More Sludge Sent to Perma-Fix
WC Monitor
5/9/2014
A second 5,000-gallon shipment of radioactive sludge has made its way from Oak Ridge to Richland, Wash.,for treatment and there could be another dozen or more as the Department of Energy works to clean up an Oak Ridge sewage-treatment facility that was contaminated by discharges of radioactive technetium during the late stages of demolition at the K-25 building. The hot sludges are being transported to the Perma-Fix Northwest treatment facility, and Mike Koentop, executive officer of DOE’s Environmental Management Office in Oak Ridge, said the Perma-Fix contract is valued at about $600,000 to $1.2 million, depending on how many sludge shipments are required.
The radioactive material was discovered in February in sewer lines at DOE’s East Tennessee Technology Park, where demolition of K-25 was nearing completion. The technetium was known to be present in several of K-25’s processing cells, and those cells were segregated during the multi-year demolition project and saved for last to prevent the spread of the radioactive hazard. After it was learned that the technetium infiltrated a sewer line near the demolition site and had reached the city’s treatment plant, steps were taken to plug the source. The line near the demolition area was disconnected from the main sewer line that crosses under the Clinch River and delivers sewage to the city’s treatment plant, which continued to receive some residual amounts of Tc-99 even after the source was sealed off.
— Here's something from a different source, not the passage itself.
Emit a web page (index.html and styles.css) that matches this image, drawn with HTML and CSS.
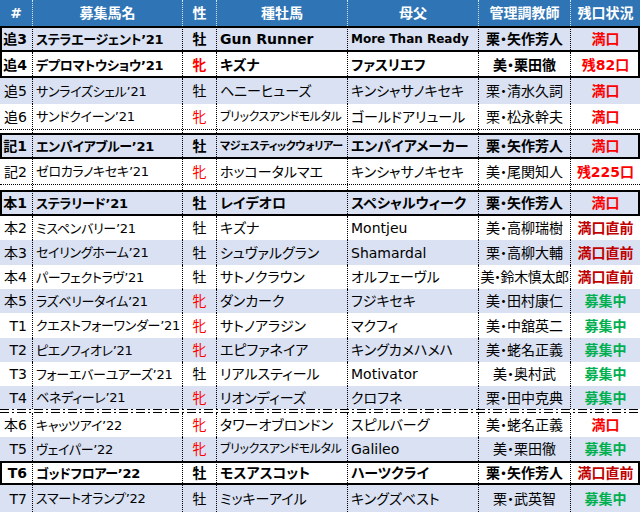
FILE: index.html
```html
<!DOCTYPE html>
<html lang="ja">
<head>
<meta charset="utf-8">
<title>募集馬一覧</title>
<link rel="stylesheet" href="styles.css">
</head>
<body>
<div class="sheet">
  <div class="row head h26">
    <div class="c">#</div><div class="c">募集馬名</div><div class="c">性</div><div class="c">種牡馬</div><div class="c">母父</div><div class="c">管理調教師</div><div class="c">残口状況</div>
  </div>

  <div class="row blue h26 box bold">
    <div class="no">追3</div><div class="name">ステラエージェント’21</div><div class="sex">牡</div><div class="sire lat">Gun Runner</div><div class="dam lat fitl">More Than Ready</div><div class="trn">栗・矢作芳人</div><div class="st full">満口</div>
  </div>
  <div class="row white h26 box-nt bold">
    <div class="no">追4</div><div class="name">デプロマトウショウ’21</div><div class="sex f">牝</div><div class="sire">キズナ</div><div class="dam">ファスリエフ</div><div class="trn">美・栗田徹</div><div class="st full">残82口</div>
  </div>
  <div class="row blue h26">
    <div class="no">追5</div><div class="name">サンライズシェル’21</div><div class="sex">牡</div><div class="sire">ヘニーヒューズ</div><div class="dam">キンシャサノキセキ</div><div class="trn">栗・清水久詞</div><div class="st full">満口</div>
  </div>
  <div class="row white h26 dl">
    <div class="no">追6</div><div class="name">サンドクイーン’21</div><div class="sex f">牝</div><div class="sire fit">ブリックスアンドモルタル</div><div class="dam">ゴールドアリュール</div><div class="trn">栗・松永幹夫</div><div class="st full">満口</div>
  </div>
  <div class="row white gap3">
    <div></div><div></div><div></div><div></div><div></div><div></div><div></div>
  </div>

  <div class="row blue h26 box bold">
    <div class="no">記1</div><div class="name">エンパイアブルー’21</div><div class="sex">牡</div><div class="sire fit2">マジェスティックウォリアー</div><div class="dam">エンパイアメーカー</div><div class="trn">栗・矢作芳人</div><div class="st full">満口</div>
  </div>
  <div class="row white h26 dl">
    <div class="no">記2</div><div class="name">ゼロカラノキセキ’21</div><div class="sex f">牝</div><div class="sire">ホッコータルマエ</div><div class="dam">キンシャサノキセキ</div><div class="trn">美・尾関知人</div><div class="st full">残225口</div>
  </div>
  <div class="row white gap5">
    <div></div><div></div><div></div><div></div><div></div><div></div><div></div>
  </div>

  <div class="row blue h26 box bold">
    <div class="no">本1</div><div class="name">ステラリード’21</div><div class="sex">牡</div><div class="sire">レイデオロ</div><div class="dam">スペシャルウィーク</div><div class="trn">栗・矢作芳人</div><div class="st full">満口</div>
  </div>
  <div class="row white h24">
    <div class="no">本2</div><div class="name">ミスペンバリー’21</div><div class="sex">牡</div><div class="sire">キズナ</div><div class="dam lat">Montjeu</div><div class="trn">美・高柳瑞樹</div><div class="st near">満口直前</div>
  </div>
  <div class="row blue h25">
    <div class="no">本3</div><div class="name">セイリングホーム’21</div><div class="sex">牡</div><div class="sire">シュヴァルグラン</div><div class="dam lat">Shamardal</div><div class="trn">栗・高柳大輔</div><div class="st near">満口直前</div>
  </div>
  <div class="row white h24">
    <div class="no">本4</div><div class="name">パーフェクトラヴ’21</div><div class="sex">牡</div><div class="sire">サトノクラウン</div><div class="dam">オルフェーヴル</div><div class="trn tight">美・鈴木慎太郎</div><div class="st near">満口直前</div>
  </div>
  <div class="row blue h24">
    <div class="no">本5</div><div class="name">ラズベリータイム’21</div><div class="sex f">牝</div><div class="sire">ダンカーク</div><div class="dam">フジキセキ</div><div class="trn">美・田村康仁</div><div class="st open">募集中</div>
  </div>
  <div class="row white h25">
    <div class="no">T1</div><div class="name">クエストフォーワンダー’21</div><div class="sex f">牝</div><div class="sire">サトノアラジン</div><div class="dam">マクフィ</div><div class="trn">美・中舘英二</div><div class="st open">募集中</div>
  </div>
  <div class="row blue h24">
    <div class="no">T2</div><div class="name">ピエノフィオレ’21</div><div class="sex f">牝</div><div class="sire">エピファネイア</div><div class="dam">キングカメハメハ</div><div class="trn">美・蛯名正義</div><div class="st open">募集中</div>
  </div>
  <div class="row white h24">
    <div class="no">T3</div><div class="name">フォーエバーユアーズ’21</div><div class="sex">牡</div><div class="sire">リアルスティール</div><div class="dam lat">Motivator</div><div class="trn">美・奥村武</div><div class="st open">募集中</div>
  </div>
  <div class="row blue h23">
    <div class="no">T4</div><div class="name">ベネディーレ’21</div><div class="sex f">牝</div><div class="sire">リオンディーズ</div><div class="dam">クロフネ</div><div class="trn">栗・田中克典</div><div class="st open">募集中</div>
  </div>

  <div class="sep"><div class="dashdot"></div><div class="dashdot"></div></div>

  <div class="row white h24">
    <div class="no">本6</div><div class="name">キャッツアイ’22</div><div class="sex f">牝</div><div class="sire">タワーオブロンドン</div><div class="dam">スピルバーグ</div><div class="trn">美・蛯名正義</div><div class="st full">満口</div>
  </div>
  <div class="row blue h24">
    <div class="no">T5</div><div class="name">ヴェイパー’22</div><div class="sex f">牝</div><div class="sire fit">ブリックスアンドモルタル</div><div class="dam lat">Galileo</div><div class="trn">美・栗田徹</div><div class="st open">募集中</div>
  </div>
  <div class="row white h24 box bold">
    <div class="no">T6</div><div class="name">ゴッドフロアー’22</div><div class="sex">牡</div><div class="sire">モスアスコット</div><div class="dam">ハーツクライ</div><div class="trn">栗・矢作芳人</div><div class="st near">満口直前</div>
  </div>
  <div class="row blue h27">
    <div class="no">T7</div><div class="name">スマートオランプ’22</div><div class="sex">牡</div><div class="sire">ミッキーアイル</div><div class="dam">キングズベスト</div><div class="trn">栗・武英智</div><div class="st open">募集中</div>
  </div>
</div>
</body>
</html>
```

FILE: styles.css
```css
* { box-sizing: border-box; }

body {
  margin: 0;
  background: #ffffff;
  color: #000000;
  font-family: "DejaVu Sans", "Noto Sans CJK JP", sans-serif;
  font-size: 14px;
  font-feature-settings: "palt";
}

.sheet {
  width: 640px;
  overflow: hidden;
}

.row {
  display: grid;
  grid-template-columns: 33px 150px 34px 131px 131px 92px 69px;
}

.row > div {
  display: flex;
  align-items: center;
  border-right: 1px dotted #000000;
  white-space: nowrap;
  overflow: hidden;
  line-height: 1;
}

.row > div:last-child { border-right: none; }

.h23 { height: 23px; }
.h24 { height: 24px; }
.h25 { height: 25px; }
.h26 { height: 26px; }
.h27 { height: 27px; }
.gap3 { height: 3px; }
.gap5 { height: 5px; }

.blue { background: #d9e1f2; }
.white { background: #ffffff; }

.head {
  background: #2f75b5;
  color: #ffffff;
  font-weight: bold;
}

.head > div {
  justify-content: center;
  border-right-color: rgba(255, 255, 255, 0.8);
}

.bold { font-weight: bold; }

.box {
  box-shadow: inset 2px 0 0 #000, inset -2px 0 0 #000, inset 0 2px 0 #000, inset 0 -2px 0 #000;
}

.box-nt {
  box-shadow: inset 2px 0 0 #000, inset -2px 0 0 #000, inset 0 -2px 0 #000;
}

.dl { border-bottom: 1px dotted #000000; }

.no {
  justify-content: flex-end;
  padding-right: 5px;
}

.name, .sire, .dam { padding-left: 3px; }

.name {
  font-size: 13px;
  letter-spacing: -0.3px;
}

.sex, .trn, .st { justify-content: center; }

.lat { font-size: 14px; }
.fitl { font-size: 12px; }
.fit { font-size: 12px; letter-spacing: -0.4px; }
.fit2 { font-size: 11px; letter-spacing: -0.4px; }
.tight { letter-spacing: -0.4px; }

.f { color: #ff0000; }

.st { font-weight: bold; }
.full { color: #ff0000; }
.near { color: #c00000; }
.open { color: #00b050; }

.sep {
  height: 4px;
  display: flex;
  flex-direction: column;
  justify-content: space-between;
  background: #ffffff;
}

.dashdot {
  height: 1px;
  background: repeating-linear-gradient(to right, #000 0 9px, transparent 9px 12px, #000 12px 14px, transparent 14px 17px);
}
```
Tc-99 Reduced to Background Levels
Gary Cinder, the city of Oak Ridge’s public works director, said this week that incoming levels of Tc-99 had essentially been reduced to background levels. The discharges at ETTP and the effluents at the sewage-treatment facility were reportedly within environmental standards. The highest concentrations (about 600,000 picocuries per liter) were found in the sewage plant’s “digester.” According to Cinder, the city’s plant uses microbes to treat the sewage, and that process generates sludge. The process also breeds more bugs, and when there are too many, some of the sludge is removed from the treatment system and placed in the digester. It remains there until more room is needed. Typically, the excess would be removed and dried, then used as fertilizer or disposed of locally. However, because of the elevated levels of radioactivity, DOE took ownership of the sludge and promised to take care of it.
DOE’s cleanup contractor, URS-CH2M Oak Ridge (UCOR), reached an agreement with PermaFix for removal of the hot sludge and treatment at its facility in Washington state. After being thermally treated there, the ashes will be sent to a Utah landfill for disposal. Cinder praised DOE for its handling of the problem. “The whole issue has been handled very well by DOE and UCOR and their contractors,” he said. “We weren’t thrilled or pleased that it happened, we’ve been very pleased with how they’ve responded.” The levels of radioactivity at the Oak Ridge treatment plant are gradually going down, and that’s expected to continue as more sludge is removed from the digester and replaced with sludge that’s not as contaminated.